Switzerland seeks to host low-budget Olympics  

Switzerland wants to host the first Winter Olympics spread across an entire country. It also wants to overcome historic opposition by proposing that the games be the cheapest on record.

Winter Games are usually held by a certain region or city, and they can be pricey. The 2018 edition held in Pyeongchang, South Korea, cost about $13 billion. Even back in 2002, Salt Lake City still spent $2.2 billion on the Games.

But Switzerland’s sports federations voted unanimously on Friday to approve the local bid, clearing the way for a $1.6 billion proposal for the 2030 Games. Accounting for inflation, that would make it arguably the cheapest Olympics in history — and the most cost-effective since Los Angeles eked out a profit in 1984.

The bid marks a shift from governments spending billions on hosting Games as a show of power and urban renewal toward a more sustainable Olympics that’s focused on sport. French Finance Minister Bruno Le Maire said he wants the Paris 2024 Games to be the cheapest in decades, with the state on the hook for just a quarter of the cost of the two-and-a-half week event.

Still, locals are wary of politicians’ promises.

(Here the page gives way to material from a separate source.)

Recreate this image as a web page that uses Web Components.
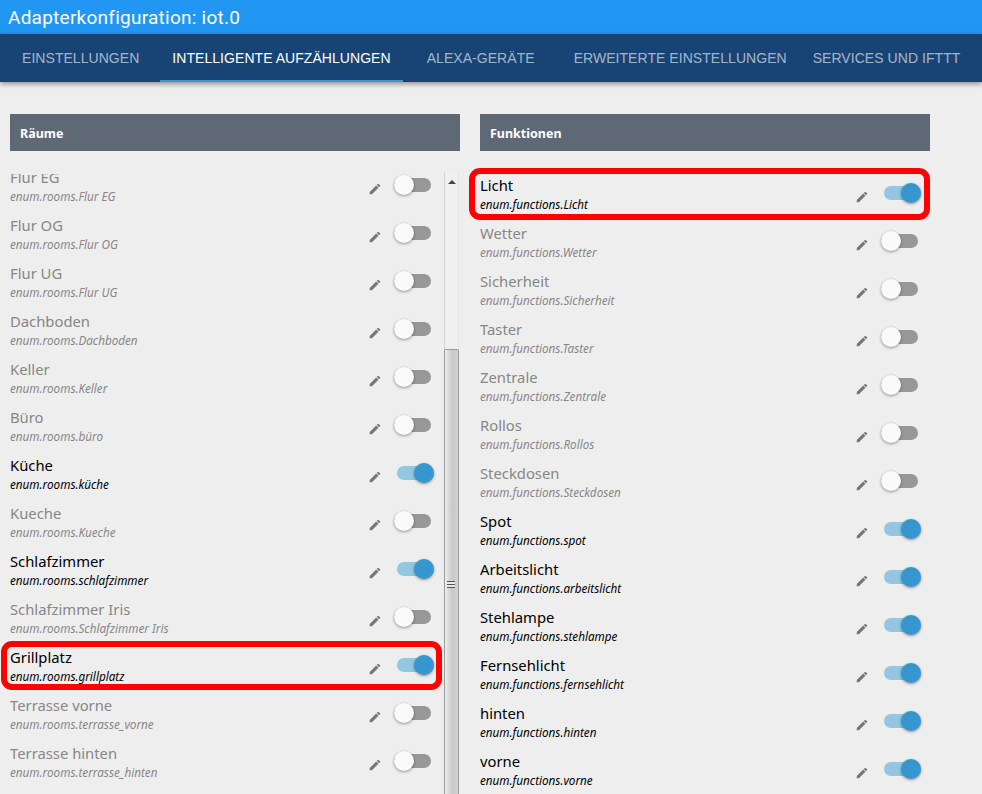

“I’m for the Games,” Shehu Shkelzen, 63, said as he sipped a beer in a Lausanne cafe just 200 meters from the International Olympic Committee’s headquarters overlooking Lake Geneva. “But 1.5 billion becomes 2 or 2.5. It’s important there are no surprises afterward or we keep paying.”

Though Switzerland has been host to the IOC since 1915 and the Swiss resort of St. Moritz is credited with inventing winter tourism, local skepticism has sabotaged at least three previous bids for the Winter Games. St. Moritz has hosted the Games twice but the last time was in 1948.

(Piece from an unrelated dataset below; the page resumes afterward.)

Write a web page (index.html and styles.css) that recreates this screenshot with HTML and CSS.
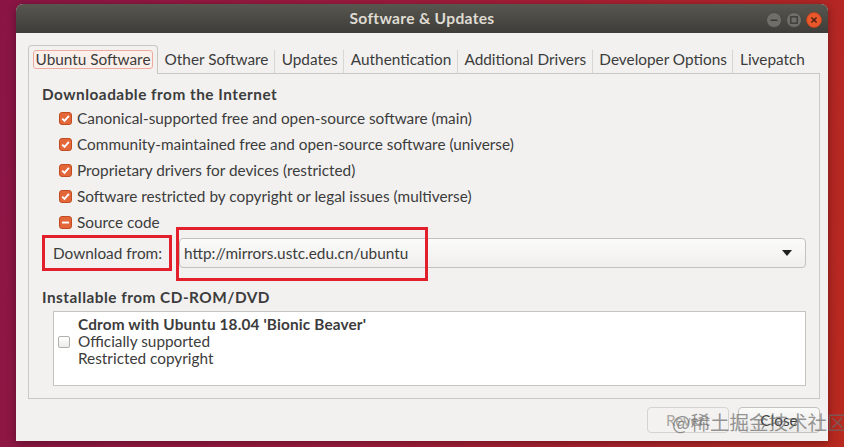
FILE: index.html
```html
<!DOCTYPE html>
<html lang="en">
<head>
    <meta charset="UTF-8">
    <meta name="viewport" content="width=device-width, initial-scale=1.0">
    <title>Software &amp; Updates</title>
    <link rel="stylesheet" href="styles.css">
</head>
<body>
    <div class="window">
        <div class="titlebar">
            <span></span>
            <span class="title">Software &amp; Updates</span>
            <div class="wm-buttons">
                <svg class="wm" width="16" height="16" viewBox="0 0 16 16">
                    <circle cx="8" cy="8" r="7.5" class="wm-gray"/>
                    <path d="M4.5 8.2 H11.5" stroke="#3a3935" stroke-width="1.6"/>
                </svg>
                <svg class="wm" width="16" height="16" viewBox="0 0 16 16">
                    <circle cx="8" cy="8" r="7.5" class="wm-gray"/>
                    <rect x="4.8" y="4.8" width="6.4" height="6.4" fill="none" stroke="#3a3935" stroke-width="1.3"/>
                </svg>
                <svg class="wm" width="16" height="16" viewBox="0 0 16 16">
                    <circle cx="8" cy="8" r="7.5" fill="#e8582a" stroke="#b8401c" stroke-width="0.8"/>
                    <path d="M5.4 5.4 L10.6 10.6 M10.6 5.4 L5.4 10.6" stroke="#4a2012" stroke-width="1.4"/>
                </svg>
            </div>
        </div>

        <div class="content">
            <div class="tabs">
                <div class="tab active"><span class="focus">Ubuntu Software</span></div>
                <div class="tab">Other Software</div>
                <div class="tab">Updates</div>
                <div class="tab">Authentication</div>
                <div class="tab">Additional Drivers</div>
                <div class="tab">Developer Options</div>
                <div class="tab last">Livepatch</div>
            </div>

            <div class="panel">
                <div class="section-title">Downloadable from the Internet</div>
                <ul class="checks">
                    <li><svg class="cb" width="13" height="13" viewBox="0 0 13 13"><rect x="0.5" y="0.5" width="12" height="12" rx="2.5" class="cb-on"/><path d="M3.2 6.6 L5.5 8.9 L9.9 3.9" fill="none" stroke="#fff" stroke-width="1.9"/></svg>Canonical-supported free and open-source software (main)</li>
                    <li><svg class="cb" width="13" height="13" viewBox="0 0 13 13"><rect x="0.5" y="0.5" width="12" height="12" rx="2.5" class="cb-on"/><path d="M3.2 6.6 L5.5 8.9 L9.9 3.9" fill="none" stroke="#fff" stroke-width="1.9"/></svg>Community-maintained free and open-source software (universe)</li>
                    <li><svg class="cb" width="13" height="13" viewBox="0 0 13 13"><rect x="0.5" y="0.5" width="12" height="12" rx="2.5" class="cb-on"/><path d="M3.2 6.6 L5.5 8.9 L9.9 3.9" fill="none" stroke="#fff" stroke-width="1.9"/></svg>Proprietary drivers for devices (restricted)</li>
                    <li><svg class="cb" width="13" height="13" viewBox="0 0 13 13"><rect x="0.5" y="0.5" width="12" height="12" rx="2.5" class="cb-on"/><path d="M3.2 6.6 L5.5 8.9 L9.9 3.9" fill="none" stroke="#fff" stroke-width="1.9"/></svg>Software restricted by copyright or legal issues (multiverse)</li>
                    <li><svg class="cb" width="13" height="13" viewBox="0 0 13 13"><rect x="0.5" y="0.5" width="12" height="12" rx="2.5" class="cb-on"/><rect x="3" y="5.6" width="7" height="1.9" fill="#fff"/></svg>Source code</li>
                </ul>

                <div class="download-row">
                    <span class="mark-label">Download from:</span>
                    <div class="combo">
                        <span class="combo-text">http://mirrors.ustc.edu.cn/ubuntu</span>
                        <span class="arrow"></span>
                        <span class="mark-box"></span>
                    </div>
                </div>

                <div class="section-title cd-title">Installable from CD-ROM/DVD</div>
                <div class="cd-list">
                    <div class="cd-item">
                        <span class="cb-off"></span>
                        <div class="cd-text">
                            <b>Cdrom with Ubuntu 18.04 'Bionic Beaver'</b>
                            <span>Officially supported</span>
                            <span>Restricted copyright</span>
                        </div>
                    </div>
                </div>
            </div>

            <div class="actions">
                <button class="btn" disabled>Revert</button>
                <button class="btn">Close</button>
            </div>
        </div>
    </div>

    <div class="watermark">@稀土掘金技术社区</div>
</body>
</html>
```

FILE: styles.css
```css
* {
    box-sizing: border-box;
}
html, body {
    margin: 0;
}
body {
    width: 844px;
    height: 447px;
    overflow: hidden;
    position: relative;
    padding: 4px 16px 6px;
    background: linear-gradient(100deg, #8a1545 0%, #9e1c3e 45%, #b8291f 100%);
    font-family: Lato, "Noto Sans", sans-serif;
    font-size: 15.35px;
    color: #3c3c3c;
}
.window {
    height: 437px;
    display: flex;
    flex-direction: column;
    background: #f2f1f0;
    border-radius: 7px 7px 0 0;
    box-shadow: 0 2px 10px rgba(0, 0, 0, 0.35);
    overflow: hidden;
}

/* title bar */
.titlebar {
    height: 29px;
    flex: none;
    display: grid;
    grid-template-columns: 1fr auto 1fr;
    align-items: center;
    background: linear-gradient(#57564f, #3e3d39);
}
.title {
    color: #dfdbd2;
    font-weight: bold;
    font-size: 15.6px;
    letter-spacing: 0.3px;
    padding-bottom: 1px;
}
.wm-buttons {
    justify-self: end;
    display: flex;
    gap: 4px;
    padding: 2px 6px 0 0;
}
.wm {
    display: block;
}
.wm-gray {
    fill: #6f6e69;
    stroke: #45443f;
    stroke-width: 0.8;
}

/* tabs */
.content {
    flex: 1;
    display: flex;
    flex-direction: column;
    padding: 12px 8px 8px 12px;
}
.tabs {
    height: 28px;
    flex: none;
    display: flex;
    margin-right: 4px;
}
.tab {
    height: 28px;
    display: flex;
    align-items: center;
    padding: 0 6.6px 1px;
    white-space: nowrap;
    background: linear-gradient(#d8d6d2, #d8d6d2) right 5px / 1px 23px no-repeat;
}
.tab.last {
    background: none;
}
.tab.active {
    position: relative;
    z-index: 1;
    height: 29px;
    padding: 0 4px 2px;
    background: #f2f1f0;
    border: 1px solid #c9c7c2;
    border-bottom: none;
    border-radius: 4px 4px 0 0;
}
.focus {
    line-height: 17px;
    padding: 0 1.5px;
    border: 1px solid #eeab9d;
    border-radius: 3px;
    background: #fbefeb;
}

/* main panel */
.panel {
    flex: 1;
    border: 1px solid #cac8c3;
    padding: 10px 13px 11px 13px;
    display: flex;
    flex-direction: column;
}
.section-title {
    font-weight: bold;
    line-height: 20px;
    margin-bottom: 1px;
    letter-spacing: 0.5px;
}
.checks {
    list-style: none;
    margin: 0;
    padding: 0 0 0 17px;
}
.checks li {
    height: 26px;
    display: flex;
    align-items: center;
    gap: 5px;
}
.cb {
    display: block;
    flex: none;
}
.cb-on {
    fill: #e4673a;
    stroke: #c24c22;
    stroke-width: 1;
}

.download-row {
    height: 36px;
    display: flex;
    align-items: center;
    gap: 7px;
}
.mark-label {
    height: 36px;
    display: flex;
    align-items: center;
    padding: 0 7px 0 8px;
    border: 3px solid #e2202b;
}
.combo {
    flex: 1;
    height: 30px;
    position: relative;
    display: flex;
    align-items: center;
    justify-content: space-between;
    padding: 0 13px 0 4px;
    border: 1px solid #c3c1bc;
    border-radius: 4px;
    background: linear-gradient(#fbfbfa, #f0efed);
}
.arrow {
    width: 0;
    height: 0;
    border-left: 5px solid transparent;
    border-right: 5px solid transparent;
    border-top: 6px solid #1f1f1f;
}
.mark-box {
    position: absolute;
    left: -4px;
    top: -12px;
    width: 252px;
    height: 54px;
    border: 3px solid #e2202b;
}

.cd-title {
    margin-top: 16px;
}
.cd-list {
    height: 75px;
    margin: 3px 0 0 11px;
    padding: 4px 0 0 4px;
    border: 1px solid #c6c4c0;
    background: #fff;
}
.cd-item {
    display: flex;
    align-items: center;
    gap: 8px;
}
.cb-off {
    width: 12px;
    height: 12px;
    border: 1px solid #b3b1ad;
    border-radius: 2px;
    background: linear-gradient(#ffffff, #ecebea);
}
.cd-text {
    display: flex;
    flex-direction: column;
    line-height: 17px;
}
.cd-text b {
    letter-spacing: 0.15px;
}

/* buttons */
.actions {
    display: flex;
    justify-content: flex-end;
    gap: 9px;
    margin-top: 8px;
}
.btn {
    width: 82px;
    height: 26px;
    font: inherit;
    color: #3c3c3c;
    border: 1px solid #c4c2bd;
    border-radius: 4px;
    background: linear-gradient(#fafaf9, #ebeae8);
}
.btn:disabled {
    color: #a9a7a3;
    border-color: #d6d4d0;
    background: #f3f2f1;
}

.watermark {
    position: absolute;
    left: 672px;
    top: 409px;
    font-family: "Noto Sans CJK SC", sans-serif;
    font-size: 19.5px;
    line-height: 26px;
    color: rgba(105, 105, 105, 0.7);
    white-space: nowrap;
}
```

When another bid surfaced in 2013 to host the 2022 Games in Graubunden, it was narrowly rejected by wary citizens. A bid for the 2026 Games was again rebuffed by the same canton in 2017 and a year later, a rival effort in the canton of Valais was also rejected.

This time around enthusiasm for hosting the 2030 Winter Games is picking up, in part because of a promise to rein in costs. The fact the Games would be spread right across the country, an Olympic first, with no single canton shouldering the burden helps too. Two out of three Swiss would support a bid, according to a poll they commissioned in August.